A friend of mine recently sent me a link to this package of bridal fitness classes offered by FITiST, an online membership-based course booking platform for people who “love fitness and wellness because they know how great it makes them look and feel.”
My first reaction was to gag slightly. This is just what brides need: another thing to spend money on and stress over. Also, 500 bucks? Ever since I moved to Berlin 18 months ago I’ve found it harder and harder to swallow the inflated prices that define the lifestyles of New York’s most elite. If you’re spending $500 on gym classes alone, how expensive is your wedding?
But who am I kidding? If someone were to buy me that package, I’d be very excited (That’s a hint, you guys). And if I could afford it, I’d probably be a regular FITiST member. The bridal plan would just be a convenient way to start.
This marketing gimmick got me thinking, though. Why was my first reaction to gag? Is it really so bad to want to get in shape for a day that means so much to you?
No. But it can be.
The problem with “bridal fitness” is that it’s a gray area. Clearly there’s a big difference between wanting to exercise regularly in order to start the next chapter of your life feeling healthy and confident and feeding yourself through a nose tube just in order to fit into a dress that’s two sizes too small. (The former is perfectly fine – though I can already hear a couple of Jezebel writers objecting even to that– while the latter is downright dangerous) And while it may be fun to focus on extreme examples of pre-wedding diet neurosis, I don’t think it’s very productive.

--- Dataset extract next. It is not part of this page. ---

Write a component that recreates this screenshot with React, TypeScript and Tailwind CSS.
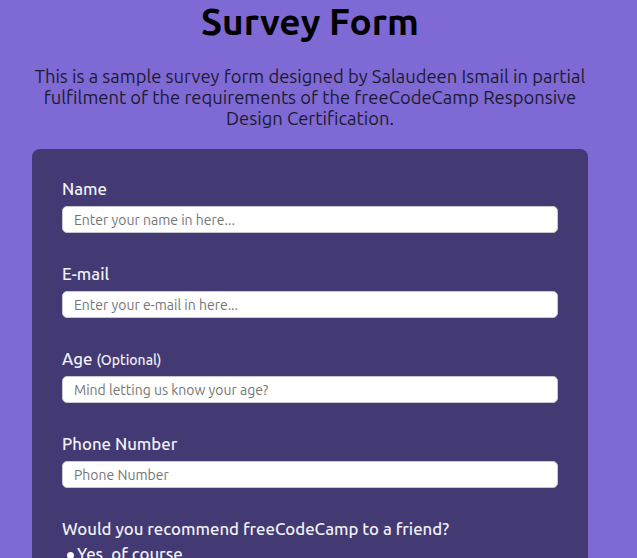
const FONT = { fontFamily: "Ubuntu, Lato, 'Noto Sans', sans-serif" };

interface Field {
  id: string;
  label: string;
  extra?: string;
  placeholder: string;
}

const FIELDS: Field[] = [
  { id: "name", label: "Name", placeholder: "Enter your name in here..." },
  { id: "email", label: "E-mail", placeholder: "Enter your e-mail in here..." },
  { id: "age", label: "Age", extra: "(Optional)", placeholder: "Mind letting us know your age?" },
  { id: "phone", label: "Phone Number", placeholder: "Phone Number" },
];

export default function App() {
  return (
    <div className="min-h-[558px] bg-[#7f69d4] overflow-hidden" style={FONT}>
      <div className="w-[620px] flex flex-col items-center">
        <h1 className="text-[37px] leading-[42px] font-bold text-black mt-[1px]">Survey Form</h1>
        <p className="mt-[23px] text-[18.4px] leading-[21px] text-[#1b1b32] text-center">
          This is a sample survey form designed by Salaudeen Ismail in partial
          <br />
          fulfilment of the requirements of the freeCodeCamp Responsive
          <br />
          Design Certification.
        </p>

        <form className="mt-[20px] w-[556px] bg-[#433a73] rounded-[8px] px-[30px] pt-[28px] pb-8">
          {FIELDS.map((f) => (
            <div key={f.id} className="mb-[29px]">
              <label htmlFor={f.id} className="block h-[24px] text-[16.8px] leading-[24px] mb-[5px] font-medium text-[#f0f0f5]">
                {f.label}
                {f.extra && <span className="text-[14px] leading-[16px] ml-1">{f.extra}</span>}
              </label>
              <input
                id={f.id}
                type="text"
                placeholder={f.placeholder}
                className="block w-full h-[27px] bg-white rounded-[5px] border border-[#c8c8d0] px-[11px] text-[14px] text-[#333] placeholder:text-[#757575] outline-none"
                style={FONT}
              />
            </div>
          ))}

          <div className="text-[16.8px] leading-[24px] font-medium text-[#f0f0f5]">
            Would you recommend freeCodeCamp to a friend?
          </div>
          <label className="flex items-center mt-[3px] ml-[5px] text-[16.8px] leading-[20px] font-medium text-[#f0f0f5]">
            <span className="w-[7px] h-[7px] rounded-full bg-white mr-[3px] mt-[3px]" />
            Yes, of course
          </label>
        </form>
      </div>
    </div>
  );
}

It’s the stuff in between, like casual mentions in bridal magazines that of course all brides need perfectly toned arms to go with their fitted strapless gowns, that actually needs our attention.
Take this example, an article published recently on U.S. News: “Bridal Fitness: How to Shape Up for Your Wedding Day.” Although the subtitle (in some weird attempt to ward of gender critics) reads, “Wedding workouts to get brides (and grooms) ready for the big day,” the article actually makes no mention of what men do to prepare for their wedding day. In fact, it pretty much states the opposite.

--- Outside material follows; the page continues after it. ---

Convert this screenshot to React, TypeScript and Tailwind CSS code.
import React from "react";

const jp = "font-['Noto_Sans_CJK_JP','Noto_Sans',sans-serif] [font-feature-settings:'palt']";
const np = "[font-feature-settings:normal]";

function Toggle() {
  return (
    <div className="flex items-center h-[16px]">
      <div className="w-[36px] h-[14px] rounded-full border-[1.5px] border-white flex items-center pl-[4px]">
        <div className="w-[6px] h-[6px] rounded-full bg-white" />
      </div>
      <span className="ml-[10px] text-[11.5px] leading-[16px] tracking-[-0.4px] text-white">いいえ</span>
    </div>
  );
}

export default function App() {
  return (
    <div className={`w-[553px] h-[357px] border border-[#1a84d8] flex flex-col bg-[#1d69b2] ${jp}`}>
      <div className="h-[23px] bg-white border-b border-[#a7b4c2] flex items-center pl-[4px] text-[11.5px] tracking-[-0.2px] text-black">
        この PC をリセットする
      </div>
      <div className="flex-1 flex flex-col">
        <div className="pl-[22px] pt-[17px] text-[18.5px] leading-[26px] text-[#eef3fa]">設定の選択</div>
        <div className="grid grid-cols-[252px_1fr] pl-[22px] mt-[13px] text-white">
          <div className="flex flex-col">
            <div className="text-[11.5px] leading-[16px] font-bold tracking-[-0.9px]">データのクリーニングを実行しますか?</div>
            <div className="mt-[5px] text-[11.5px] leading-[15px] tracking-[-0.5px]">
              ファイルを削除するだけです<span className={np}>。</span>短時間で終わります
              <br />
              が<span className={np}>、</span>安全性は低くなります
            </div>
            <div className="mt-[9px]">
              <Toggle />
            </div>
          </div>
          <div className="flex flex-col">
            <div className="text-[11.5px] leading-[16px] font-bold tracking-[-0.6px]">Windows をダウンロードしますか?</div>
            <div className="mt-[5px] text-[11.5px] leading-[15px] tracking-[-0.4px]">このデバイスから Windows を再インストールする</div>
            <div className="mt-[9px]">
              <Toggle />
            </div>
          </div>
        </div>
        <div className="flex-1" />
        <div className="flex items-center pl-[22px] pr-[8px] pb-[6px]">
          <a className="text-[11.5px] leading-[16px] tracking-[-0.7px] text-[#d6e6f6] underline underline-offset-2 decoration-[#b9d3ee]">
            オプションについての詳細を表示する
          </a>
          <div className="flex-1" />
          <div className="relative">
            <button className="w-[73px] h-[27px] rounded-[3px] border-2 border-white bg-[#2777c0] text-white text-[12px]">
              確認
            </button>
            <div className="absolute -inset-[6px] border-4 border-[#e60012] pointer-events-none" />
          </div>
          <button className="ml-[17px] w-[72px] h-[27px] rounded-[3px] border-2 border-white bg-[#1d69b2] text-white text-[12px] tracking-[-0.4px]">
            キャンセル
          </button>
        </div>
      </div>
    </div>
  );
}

“People don’t come to the wedding and say, ‘Oh, I can’t wait to see what the groom is going to look like,'” says New York-based fitness and lifestyle expert Amanda Russell. “The big moment of the whole day is” – Russell gasps for effect – “they open those doors,” and … well, there’s a reason the song is called “Here Come’s the Bride (sic).”
The author goes on to suggest bridal boot camps – with cocktails! –, cardio, and strength training before finally warning women of the dangers of crash dieting. And there it is again: Do care, but not too much!
Most of the suggestions made here by Amanda Russell are completely sensible. Exercise regularly, use a buddy system to stay motivated, eat well. “There are no shortcuts.”
I agree, there aren’t.
But most contemporary American weddings are planned under tight deadlines, under stressful conditions, and within a bridal culture that fetishizes picture-perfect moments and unrealistic standards of beauty and physical shape. They practically beg for shortcuts.
This summer, I’m going to stick to my regular routine of running and resistance training, but I would have done that with or without a wedding coming up. Sure, I’ll probably focus on arm tone a little bit more, but I’ve been working on that anyway. I’m wary of letting my fitness goals be dictated by one day. And my relationship with my body has nothing to do with my status as a bride.